I = (Vb - Vfwd) / (Rb + Rled + R), whereby Vb is the battery's voltage, Vfwd is the LED's voltage drop, Rb is the battery's internal resistance, Rled is the led's dynamic resistance and R is the resistance of the current limiting resistor.

As R -> zero, I -> (Vb - Vfwd) / (Rb + Rled). Obviously, it does not go to infinity if Rb + Rled is non-zero.

But here lies the problem with not using a current limiting resistor: if Rb + Rled is small (if for example it is powered by a set of rechargeable battery, or Li-on battery, or a regulated power source (Rb -> 0)), any small changes in Vb - Vfwd can cause large changes in I;

Worst yet, as the diode heats up, Vfwd decreases, causing I to go up further -> more heat -> a vicious cycle.

Two ways to control that:

1) A large Rb + Rled + R is a negative feedback mechanism in that case. Or
2) a negative feedback loop where you lower Vb as I goes up (or Vfwd goes down).

The 1st approach is typically used for signaling LEDs - simple but inefficient - and the 2nd approach is typically used for power LEDs.

 

Line operated LED night light now about half bright after 9 years 24/7.

A night light that runs 24/7 should be called a Day and Night Light.

 

The answer depends critically on what you meant by "in theory".

A battery could mean an ideal voltage source, or an ideal voltage source + internal resistance; A LED could be modelled as an ideal voltage source, or an ideal voltage source + dynamic resistance (which may be non-linear).

So a simplistic model for a battery + led + current limiting resistor would have a current of

I = (Vb - Vfwd) / (Rb + Rled + R), whereby Vb is the battery's voltage, Vfwd is the LED's voltage drop, Rb is the battery's internal resistance, Rled is the led's dynamic resistance and R is the resistance of the current limiting resistor.

As R -> zero, I -> (Vb - Vfwd) / (Rb + Rled). Obviously, it does not go to infinity if Rb + Rled is non-zero.

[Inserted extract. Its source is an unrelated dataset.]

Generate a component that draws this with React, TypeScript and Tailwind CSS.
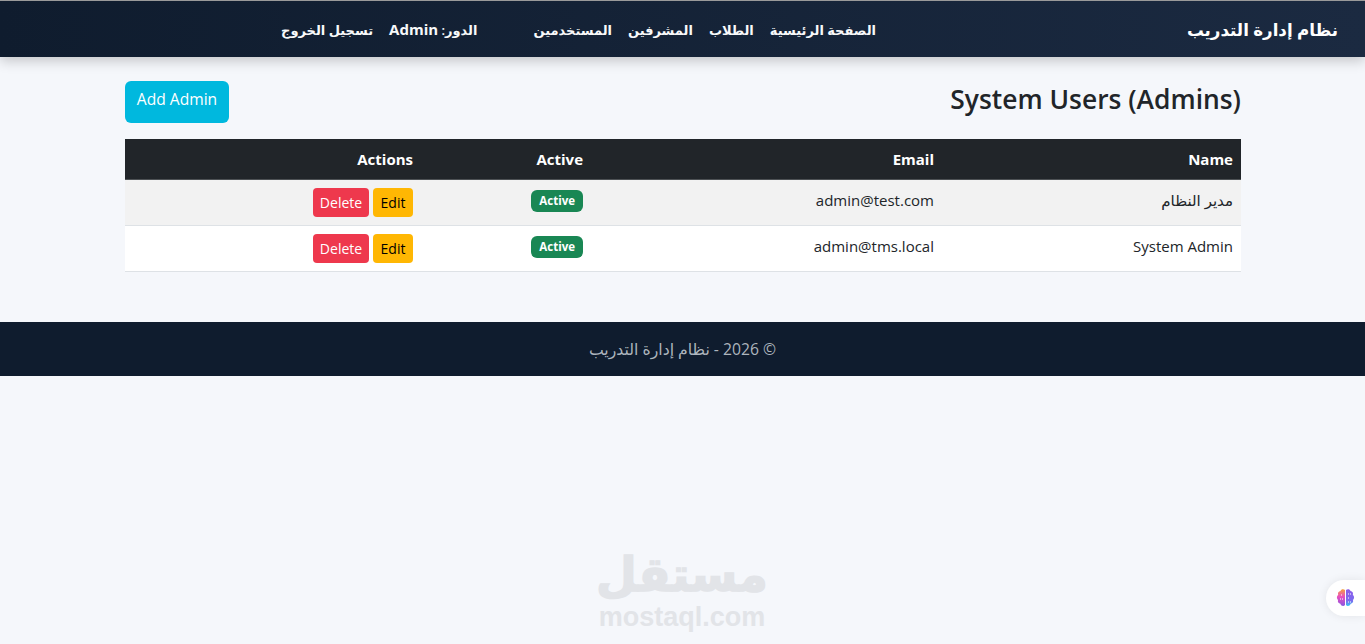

But here lies the problem with not using a current limiting resistor: if Rb + Rled is small (if for example it is powered by a set of rechargeable battery, or Li-on battery, or a regulated power source (Rb -> 0)), any small changes in Vb - Vfwd can cause large changes in I;

Worst yet, as the diode heats up, Vfwd decreases, causing I to go up further -> more heat -> a vicious cycle.

Two ways to control that:

1) A large Rb + Rled + R is a negative feedback mechanism in that case. Or
2) a negative feedback loop where you lower Vb as I goes up (or Vfwd goes down).

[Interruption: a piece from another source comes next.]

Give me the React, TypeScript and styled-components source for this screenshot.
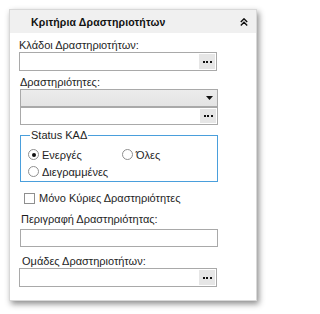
import React from "react";
import styled, { createGlobalStyle } from "styled-components";

const Global = createGlobalStyle`
  html, body { margin: 0; padding: 0; background: #ffffff; }
  body { font-family: "Liberation Sans", Arial, sans-serif; }
`;

const Page = styled.div`
  width: 272px;
  height: 314px;
  padding: 9px 0 0 9px;
  box-sizing: border-box;
`;

const Panel = styled.div`
  width: 248px;
  height: 292px;
  box-sizing: border-box;
  background: #ffffff;
  border: 1px solid #d8d8d8;
  box-shadow: 2px 3px 6px rgba(0, 0, 0, 0.45);
  display: flex;
  flex-direction: column;
`;

const Header = styled.div`
  height: 23px;
  background: #f0f0f0;
  display: flex;
  align-items: center;
  justify-content: space-between;
  padding: 0 8px 0 21px;
  flex-shrink: 0;
`;

const Title = styled.span`
  font-family: "Liberation Sans", Arial, sans-serif;
  font-weight: bold;
  font-size: 10.5px;
  letter-spacing: 0.15px;
  color: #111;
`;

const Body = styled.div`
  display: flex;
  flex-direction: column;
  padding: 0 0 0 9px;
  font-family: "Liberation Sans", Arial, sans-serif;
  font-size: 11px;
  color: #1e1e1e;
`;

const Label = styled.div<{ $top: number; $indent?: number }>`
  margin-top: ${(p) => p.$top}px;
  padding-left: ${(p) => p.$indent ?? 0}px;
  height: 14px;
  line-height: 14px;
  white-space: nowrap;
`;

const Field = styled.div<{ $top: number; $indent?: number; $h?: number }>`
  margin-top: ${(p) => p.$top}px;
  margin-left: ${(p) => p.$indent ?? 0}px;
  width: 198px;
  height: ${(p) => p.$h ?? 19}px;
  box-sizing: border-box;
  border: 1px solid #a9a9a9;
  background: #ffffff;
  display: flex;
  justify-content: flex-end;
  align-items: stretch;
`;

const Select = styled(Field)`
  background: linear-gradient(#ececec, #e4e4e4);
  align-items: center;
  padding-right: 4px;
`;

const DotsButton = styled.div`
  width: 16px;
  margin: 1px;
  background: #e6e6e6;
  display: flex;
  align-items: center;
  justify-content: center;
  gap: 1.5px;
`;

const Dot = styled.span`
  width: 2px;
  height: 2px;
  background: #111;
`;

const Group = styled.fieldset`
  margin: 4px 0 0 1px;
  width: 198px;
  height: 53px;
  box-sizing: border-box;
  border: 1px solid #4a9fdc;
  padding: 5px 0 0 7px;
  display: grid;
  grid-template-columns: 94px auto;
  grid-auto-rows: 17px;
  align-content: start;
`;

const Legend = styled.legend`
  padding: 0 1px;
  margin-left: 2px;
  height: 12px;
  line-height: 12px;
  font-size: 11px;
`;

const Option = styled.label`
  display: flex;
  align-items: center;
  gap: 3px;
  white-space: nowrap;
`;

const Radio = styled.span<{ $on?: boolean }>`
  width: 11px;
  height: 11px;
  box-sizing: border-box;
  border-radius: 50%;
  border: 1px solid #8f8f8f;
  background: #fff;
  display: flex;
  align-items: center;
  justify-content: center;
  &::after {
    content: "";
    width: 4px;
    height: 4px;
    border-radius: 50%;
    background: ${(p) => (p.$on ? "#111" : "transparent")};
  }
`;

const CheckRow = styled.label`
  margin: 10px 0 0 5px;
  display: flex;
  align-items: center;
  gap: 4px;
  height: 12px;
  white-space: nowrap;
`;

const Box = styled.span`
  width: 11px;
  height: 11px;
  box-sizing: border-box;
  border: 1px solid #8f8f8f;
  background: #fff;
`;

const Dots = () => (
  <DotsButton>
    <Dot />
    <Dot />
    <Dot />
  </DotsButton>
);

export default function App() {
  return (
    <>
      <Global />
      <Page>
        <Panel>
          <Header>
            <Title>Κριτήρια Δραστηριοτήτων</Title>
            <svg width="8" height="8" viewBox="0 0 8 8">
              <path d="M0.8 4 L4 0.8 L7.2 4 M0.8 7.4 L4 4.2 L7.2 7.4" stroke="#111" strokeWidth="1.4" fill="none" />
            </svg>
          </Header>
          <Body>
            <Label $top={5}>Κλάδοι Δραστηριοτήτων:</Label>
            <Field $top={0}>
              <Dots />
            </Field>
            <Label $top={4} $indent={1}>Δραστηριότητες:</Label>
            <Select $top={0} $indent={1} $h={18}>
              <svg width="7" height="4" viewBox="0 0 7 4">
                <path d="M0 0 H7 L3.5 4 Z" fill="#111" />
              </svg>
            </Select>
            <Field $top={0} $indent={1} $h={18}>
              <Dots />
            </Field>
            <Group>
              <Legend>Status ΚΑΔ</Legend>
              <Option>
                <Radio $on />
                Ενεργές
              </Option>
              <Option>
                <Radio />
                Όλες
              </Option>
              <Option>
                <Radio />
                Διεγραμμένες
              </Option>
            </Group>
            <CheckRow>
              <Box />
              Μόνο Κύριες Δραστηριότητες
            </CheckRow>
            <Label $top={8} $indent={2}>Περιγραφή Δραστηριότητας:</Label>
            <Field $top={3} $indent={1} $h={18} />
            <Label $top={7} $indent={3}>Ομάδες Δραστηριοτήτων:</Label>
            <Field $top={0} $h={19}>
              <Dots />
            </Field>
          </Body>
        </Panel>
      </Page>
    </>
  );
}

The 1st approach is typically used for signaling LEDs - simple but inefficient - and the 2nd approach is typically used for power LEDs.

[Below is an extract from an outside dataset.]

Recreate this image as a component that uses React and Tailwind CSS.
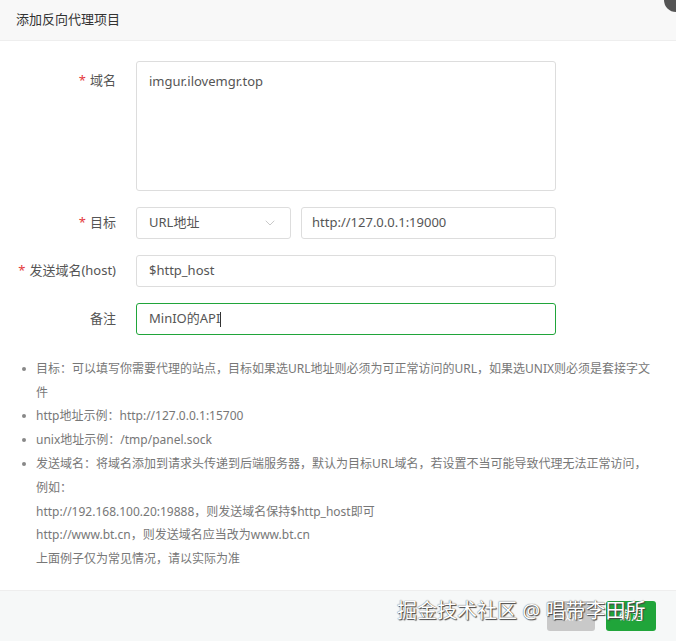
import { ChevronDown } from 'lucide-react'

const font = { fontFamily: '"Noto Sans", "Noto Sans CJK SC", sans-serif' }

const notes = [
    { bullet: true, text: '目标：可以填写你需要代理的站点，目标如果选URL地址则必须为可正常访问的URL，如果选UNIX则必须是套接字文' },
    { bullet: false, text: '件' },
    { bullet: true, text: 'http地址示例：http://127.0.0.1:15700' },
    { bullet: true, text: 'unix地址示例：/tmp/panel.sock' },
    { bullet: true, text: '发送域名：将域名添加到请求头传递到后端服务器，默认为目标URL域名，若设置不当可能导致代理无法正常访问，' },
    { bullet: false, text: '例如：' },
    { bullet: false, text: 'http://192.168.100.20:19888，则发送域名保持$http_host即可' },
    { bullet: false, text: 'http://www.bt.cn，则发送域名应当改为www.bt.cn' },
    { bullet: false, text: '上面例子仅为常见情况，请以实际为准' },
]

function Label({ required, children }) {
    return (
        <div className="w-[116px] shrink-0 text-right text-[13px] text-[#555]">
            {required && <span className="text-[#e4393c] mr-1">*</span>}
            {children}
        </div>
    )
}

export default function App() {
    return (
        <div className="relative w-[676px] h-[641px] bg-white overflow-hidden flex flex-col" style={font}>
            <div className="h-[41px] shrink-0 bg-[#f8f8f8] border-b border-[#eee] flex items-center pl-4 text-[13px] text-[#333]">
                添加反向代理项目
            </div>
            <div className="absolute -top-[12px] -right-[12px] w-[24px] h-[24px] rounded-full bg-[#555]" />

            <div className="flex flex-col pt-[20px] gap-[16px]">
                <div className="flex items-start">
                    <div className="pt-[10px]"><Label required>域名</Label></div>
                    <div className="ml-[20px] w-[420px] h-[130px] border border-[#ddd] rounded-[3px] px-[12px] py-[10px] text-[13px] text-[#555]">
                        imgur.ilovemgr.top
                    </div>
                </div>

                <div className="flex items-center h-[32px]">
                    <Label required>目标</Label>
                    <div className="ml-[20px] w-[155px] h-[32px] border border-[#ddd] rounded-[3px] flex items-center justify-between px-[12px] text-[13px] text-[#555]">
                        <span>URL地址</span>
                        <ChevronDown className="w-4 h-4 text-[#bbb]" strokeWidth={1.2} />
                    </div>
                    <div className="ml-[10px] w-[255px] h-[32px] border border-[#ddd] rounded-[3px] flex items-center px-[10px] text-[13px] text-[#555]">
                        http://127.0.0.1:19000
                    </div>
                </div>

                <div className="flex items-center h-[32px]">
                    <Label required>发送域名(host)</Label>
                    <div className="ml-[20px] w-[420px] h-[32px] border border-[#ddd] rounded-[3px] flex items-center px-[12px] text-[13px] text-[#555]">
                        $http_host
                    </div>
                </div>

                <div className="flex items-center h-[32px]">
                    <Label>备注</Label>
                    <div className="ml-[20px] w-[420px] h-[32px] border border-[#20a53a] rounded-[3px] flex items-center px-[12px] text-[13px] text-[#555]">
                        MinIO的API<span className="w-px h-[15px] bg-[#333]" />
                    </div>
                </div>
            </div>

            <ul className="mt-[22px] pl-[22px] pr-2 flex flex-col text-[12px] text-[#777]">
                {notes.map((n, i) => (
                    <li key={i} className="flex items-center h-[23.8px] whitespace-nowrap">
                        <span className="w-[14px] shrink-0">{n.bullet && <span className="block w-[4px] h-[4px] rounded-full bg-[#888]" />}</span>
                        {n.text}
                    </li>
                ))}
            </ul>

            <div className="mt-auto h-[51px] shrink-0 bg-[#f6f8f8] border-t border-[#eee] flex items-center justify-end gap-[11px] pr-[20px]">
                <button className="w-[48px] h-[30px] rounded-[3px] bg-[#c9c9c9] text-white text-[12px]">取消</button>
                <button className="w-[50px] h-[30px] rounded-[3px] bg-[#20a53a] text-white text-[12px]">确定</button>
            </div>
            <div
                className="absolute left-[397px] top-[596px] text-[20px] text-white whitespace-nowrap"
                style={{ textShadow: '0 0 1px #333, 1px 1px 1px #444' }}
            >
                掘金技术社区 @ 唱带李田所
            </div>
        </div>
    )
}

Put away the math and theories. Connect battery to LED and see what happens.
It's that simple.

It is a great lesson in resilience of LEDs and their failure modes.

 

Just for grins, years ago, I hooked up a red led to a lab power supply with voltage and current control. I opened up the current limit pretty wide, and started to raise the voltage. While doing that, I could measure the actual current on the supply. No current limiting resister. I was surprised to find that the LED was still working, and very brightly, up to about 12 volts. Raising the voltage even higher, the LED began to deteriorate. But it didn't just burn up like a fuse, it took a long time. Amazing how much abuse a red led could take before it quit working.
Robert, everything you need to know to answer your KVL questions is in post #13. What basic KVL doesn't deal with, however, is the effects of heat on active and passive components. That's advanced KVL. Heat changes the electrical properties of things. Just for grins, go into the lab and measure the internal resistance of a battery. Now set up to run that battery at full charge and measure again as the battery heats up. For extra credit, measure the internal resistance of the diode at normal operating current, and then at 1 Amp. Then solve your KVLs.